◆ **WHAT IS NEEDED**
Please transcribe the data that follows without the pictures, keeping every word the same.

○ ○ ○

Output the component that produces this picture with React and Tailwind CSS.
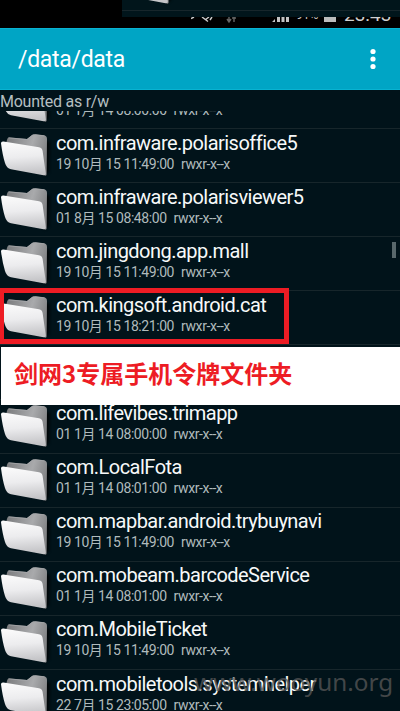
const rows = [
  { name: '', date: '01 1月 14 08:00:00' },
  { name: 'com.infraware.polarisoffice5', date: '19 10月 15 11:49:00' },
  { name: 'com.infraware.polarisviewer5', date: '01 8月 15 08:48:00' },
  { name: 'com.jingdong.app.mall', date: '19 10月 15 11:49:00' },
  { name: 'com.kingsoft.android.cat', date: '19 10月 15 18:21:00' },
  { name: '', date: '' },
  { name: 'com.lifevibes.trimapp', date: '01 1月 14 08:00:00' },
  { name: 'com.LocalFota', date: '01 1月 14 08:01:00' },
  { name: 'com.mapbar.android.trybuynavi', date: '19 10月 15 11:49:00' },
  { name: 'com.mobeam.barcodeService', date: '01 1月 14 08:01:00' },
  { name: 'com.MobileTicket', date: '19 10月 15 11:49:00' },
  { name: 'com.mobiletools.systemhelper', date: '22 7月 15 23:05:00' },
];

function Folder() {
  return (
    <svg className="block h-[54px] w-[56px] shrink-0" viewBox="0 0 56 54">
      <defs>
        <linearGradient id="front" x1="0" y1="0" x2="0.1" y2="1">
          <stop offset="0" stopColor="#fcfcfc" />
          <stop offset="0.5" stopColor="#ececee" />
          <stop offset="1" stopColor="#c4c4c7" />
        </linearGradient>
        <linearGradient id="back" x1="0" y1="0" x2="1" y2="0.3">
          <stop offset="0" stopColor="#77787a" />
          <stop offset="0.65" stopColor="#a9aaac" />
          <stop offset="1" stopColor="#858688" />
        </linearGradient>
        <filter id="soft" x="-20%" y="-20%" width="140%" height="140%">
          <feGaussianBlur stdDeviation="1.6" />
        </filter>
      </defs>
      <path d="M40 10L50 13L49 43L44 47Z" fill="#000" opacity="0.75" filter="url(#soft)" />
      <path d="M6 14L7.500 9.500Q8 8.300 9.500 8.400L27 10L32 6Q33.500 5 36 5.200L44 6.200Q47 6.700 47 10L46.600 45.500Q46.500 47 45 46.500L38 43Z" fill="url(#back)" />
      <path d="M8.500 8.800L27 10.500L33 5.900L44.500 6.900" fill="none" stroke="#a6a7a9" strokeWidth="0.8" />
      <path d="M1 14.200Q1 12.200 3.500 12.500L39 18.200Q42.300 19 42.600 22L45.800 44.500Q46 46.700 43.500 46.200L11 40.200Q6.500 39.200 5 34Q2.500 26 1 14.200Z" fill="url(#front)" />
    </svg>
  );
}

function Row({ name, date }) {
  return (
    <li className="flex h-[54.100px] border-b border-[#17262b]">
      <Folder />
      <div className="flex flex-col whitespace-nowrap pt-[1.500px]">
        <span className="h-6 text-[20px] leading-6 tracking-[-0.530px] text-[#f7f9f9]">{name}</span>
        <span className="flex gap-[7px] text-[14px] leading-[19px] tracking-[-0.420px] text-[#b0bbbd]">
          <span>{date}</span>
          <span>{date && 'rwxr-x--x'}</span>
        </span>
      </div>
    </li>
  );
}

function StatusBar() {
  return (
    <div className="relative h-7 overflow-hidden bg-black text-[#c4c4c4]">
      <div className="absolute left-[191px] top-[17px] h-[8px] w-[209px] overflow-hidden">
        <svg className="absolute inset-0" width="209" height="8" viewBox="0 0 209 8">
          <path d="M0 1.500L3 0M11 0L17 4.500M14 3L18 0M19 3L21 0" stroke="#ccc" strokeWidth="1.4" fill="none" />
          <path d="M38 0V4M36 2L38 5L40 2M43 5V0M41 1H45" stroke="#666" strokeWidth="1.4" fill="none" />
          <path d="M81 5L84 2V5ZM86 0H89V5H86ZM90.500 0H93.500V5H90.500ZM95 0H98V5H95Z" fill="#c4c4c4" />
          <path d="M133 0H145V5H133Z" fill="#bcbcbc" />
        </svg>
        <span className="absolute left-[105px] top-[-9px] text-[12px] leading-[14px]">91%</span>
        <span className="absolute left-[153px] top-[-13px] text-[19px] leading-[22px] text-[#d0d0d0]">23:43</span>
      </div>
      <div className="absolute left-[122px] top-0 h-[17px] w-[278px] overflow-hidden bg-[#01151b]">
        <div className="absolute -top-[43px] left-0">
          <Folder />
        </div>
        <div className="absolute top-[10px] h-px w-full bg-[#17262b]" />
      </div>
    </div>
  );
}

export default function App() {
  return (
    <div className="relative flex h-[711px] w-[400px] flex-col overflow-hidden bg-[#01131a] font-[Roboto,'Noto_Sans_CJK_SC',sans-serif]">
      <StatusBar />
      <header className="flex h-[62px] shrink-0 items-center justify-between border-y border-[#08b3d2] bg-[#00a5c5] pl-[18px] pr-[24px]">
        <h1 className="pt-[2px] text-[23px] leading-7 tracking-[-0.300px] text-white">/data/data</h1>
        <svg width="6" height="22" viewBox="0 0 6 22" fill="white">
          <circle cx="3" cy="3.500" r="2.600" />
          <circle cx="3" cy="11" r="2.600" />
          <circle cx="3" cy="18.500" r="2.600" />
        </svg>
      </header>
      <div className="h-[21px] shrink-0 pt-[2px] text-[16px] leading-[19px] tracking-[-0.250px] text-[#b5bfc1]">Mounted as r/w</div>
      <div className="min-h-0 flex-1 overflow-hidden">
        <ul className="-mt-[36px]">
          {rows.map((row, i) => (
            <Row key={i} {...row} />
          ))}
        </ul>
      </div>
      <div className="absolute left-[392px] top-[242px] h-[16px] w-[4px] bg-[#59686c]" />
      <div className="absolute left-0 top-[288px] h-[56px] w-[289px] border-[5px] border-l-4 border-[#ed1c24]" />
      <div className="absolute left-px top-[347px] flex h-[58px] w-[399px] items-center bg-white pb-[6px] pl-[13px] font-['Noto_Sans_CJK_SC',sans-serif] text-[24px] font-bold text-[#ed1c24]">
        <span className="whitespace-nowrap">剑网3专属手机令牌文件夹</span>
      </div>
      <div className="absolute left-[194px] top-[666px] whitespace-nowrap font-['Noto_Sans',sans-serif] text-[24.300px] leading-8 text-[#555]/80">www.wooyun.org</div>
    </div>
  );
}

○ ○ ○

◆ **EXPECTED ANSWER**
Output the component that produces this picture with React and Tailwind CSS.
const rows = [
  { name: '', date: '01 1月 14 08:00:00' },
  { name: 'com.infraware.polarisoffice5', date: '19 10月 15 11:49:00' },
  { name: 'com.infraware.polarisviewer5', date: '01 8月 15 08:48:00' },
  { name: 'com.jingdong.app.mall', date: '19 10月 15 11:49:00' },
  { name: 'com.kingsoft.android.cat', date: '19 10月 15 18:21:00' },
  { name: '', date: '' },
  { name: 'com.lifevibes.trimapp', date: '01 1月 14 08:00:00' },
  { name: 'com.LocalFota', date: '01 1月 14 08:01:00' },
  { name: 'com.mapbar.android.trybuynavi', date: '19 10月 15 11:49:00' },
  { name: 'com.mobeam.barcodeService', date: '01 1月 14 08:01:00' },
  { name: 'com.MobileTicket', date: '19 10月 15 11:49:00' },
  { name: 'com.mobiletools.systemhelper', date: '22 7月 15 23:05:00' },
];

function Folder() {
  return (
    <svg className="block h-[54px] w-[56px] shrink-0" viewBox="0 0 56 54">
      <defs>
        <linearGradient id="front" x1="0" y1="0" x2="0.1" y2="1">
          <stop offset="0" stopColor="#fcfcfc" />
          <stop offset="0.5" stopColor="#ececee" />
          <stop offset="1" stopColor="#c4c4c7" />
        </linearGradient>
        <linearGradient id="back" x1="0" y1="0" x2="1" y2="0.3">
          <stop offset="0" stopColor="#77787a" />
          <stop offset="0.65" stopColor="#a9aaac" />
          <stop offset="1" stopColor="#858688" />
        </linearGradient>
        <filter id="soft" x="-20%" y="-20%" width="140%" height="140%">
          <feGaussianBlur stdDeviation="1.6" />
        </filter>
      </defs>
      <path d="M40 10L50 13L49 43L44 47Z" fill="#000" opacity="0.75" filter="url(#soft)" />
      <path d="M6 14L7.500 9.500Q8 8.300 9.500 8.400L27 10L32 6Q33.500 5 36 5.200L44 6.200Q47 6.700 47 10L46.600 45.500Q46.500 47 45 46.500L38 43Z" fill="url(#back)" />
      <path d="M8.500 8.800L27 10.500L33 5.900L44.500 6.900" fill="none" stroke="#a6a7a9" strokeWidth="0.8" />
      <path d="M1 14.200Q1 12.200 3.500 12.500L39 18.200Q42.300 19 42.600 22L45.800 44.500Q46 46.700 43.500 46.200L11 40.200Q6.500 39.200 5 34Q2.500 26 1 14.200Z" fill="url(#front)" />
    </svg>
  );
}

function Row({ name, date }) {
  return (
    <li className="flex h-[54.100px] border-b border-[#17262b]">
      <Folder />
      <div className="flex flex-col whitespace-nowrap pt-[1.500px]">
        <span className="h-6 text-[20px] leading-6 tracking-[-0.530px] text-[#f7f9f9]">{name}</span>
        <span className="flex gap-[7px] text-[14px] leading-[19px] tracking-[-0.420px] text-[#b0bbbd]">
          <span>{date}</span>
          <span>{date && 'rwxr-x--x'}</span>
        </span>
      </div>
    </li>
  );
}

function StatusBar() {
  return (
    <div className="relative h-7 overflow-hidden bg-black text-[#c4c4c4]">
      <div className="absolute left-[191px] top-[17px] h-[8px] w-[209px] overflow-hidden">
        <svg className="absolute inset-0" width="209" height="8" viewBox="0 0 209 8">
          <path d="M0 1.500L3 0M11 0L17 4.500M14 3L18 0M19 3L21 0" stroke="#ccc" strokeWidth="1.4" fill="none" />
          <path d="M38 0V4M36 2L38 5L40 2M43 5V0M41 1H45" stroke="#666" strokeWidth="1.4" fill="none" />
          <path d="M81 5L84 2V5ZM86 0H89V5H86ZM90.500 0H93.500V5H90.500ZM95 0H98V5H95Z" fill="#c4c4c4" />
          <path d="M133 0H145V5H133Z" fill="#bcbcbc" />
        </svg>
        <span className="absolute left-[105px] top-[-9px] text-[12px] leading-[14px]">91%</span>
        <span className="absolute left-[153px] top-[-13px] text-[19px] leading-[22px] text-[#d0d0d0]">23:43</span>
      </div>
      <div className="absolute left-[122px] top-0 h-[17px] w-[278px] overflow-hidden bg-[#01151b]">
        <div className="absolute -top-[43px] left-0">
          <Folder />
        </div>
        <div className="absolute top-[10px] h-px w-full bg-[#17262b]" />
      </div>
    </div>
  );
}

export default function App() {
  return (
    <div className="relative flex h-[711px] w-[400px] flex-col overflow-hidden bg-[#01131a] font-[Roboto,'Noto_Sans_CJK_SC',sans-serif]">
      <StatusBar />
      <header className="flex h-[62px] shrink-0 items-center justify-between border-y border-[#08b3d2] bg-[#00a5c5] pl-[18px] pr-[24px]">
        <h1 className="pt-[2px] text-[23px] leading-7 tracking-[-0.300px] text-white">/data/data</h1>
        <svg width="6" height="22" viewBox="0 0 6 22" fill="white">
          <circle cx="3" cy="3.500" r="2.600" />
          <circle cx="3" cy="11" r="2.600" />
          <circle cx="3" cy="18.500" r="2.600" />
        </svg>
      </header>
      <div className="h-[21px] shrink-0 pt-[2px] text-[16px] leading-[19px] tracking-[-0.250px] text-[#b5bfc1]">Mounted as r/w</div>
      <div className="min-h-0 flex-1 overflow-hidden">
        <ul className="-mt-[36px]">
          {rows.map((row, i) => (
            <Row key={i} {...row} />
          ))}
        </ul>
      </div>
      <div className="absolute left-[392px] top-[242px] h-[16px] w-[4px] bg-[#59686c]" />
      <div className="absolute left-0 top-[288px] h-[56px] w-[289px] border-[5px] border-l-4 border-[#ed1c24]" />
      <div className="absolute left-px top-[347px] flex h-[58px] w-[399px] items-center bg-white pb-[6px] pl-[13px] font-['Noto_Sans_CJK_SC',sans-serif] text-[24px] font-bold text-[#ed1c24]">
        <span className="whitespace-nowrap">剑网3专属手机令牌文件夹</span>
      </div>
      <div className="absolute left-[194px] top-[666px] whitespace-nowrap font-['Noto_Sans',sans-serif] text-[24.300px] leading-8 text-[#555]/80">www.wooyun.org</div>
    </div>
  );
}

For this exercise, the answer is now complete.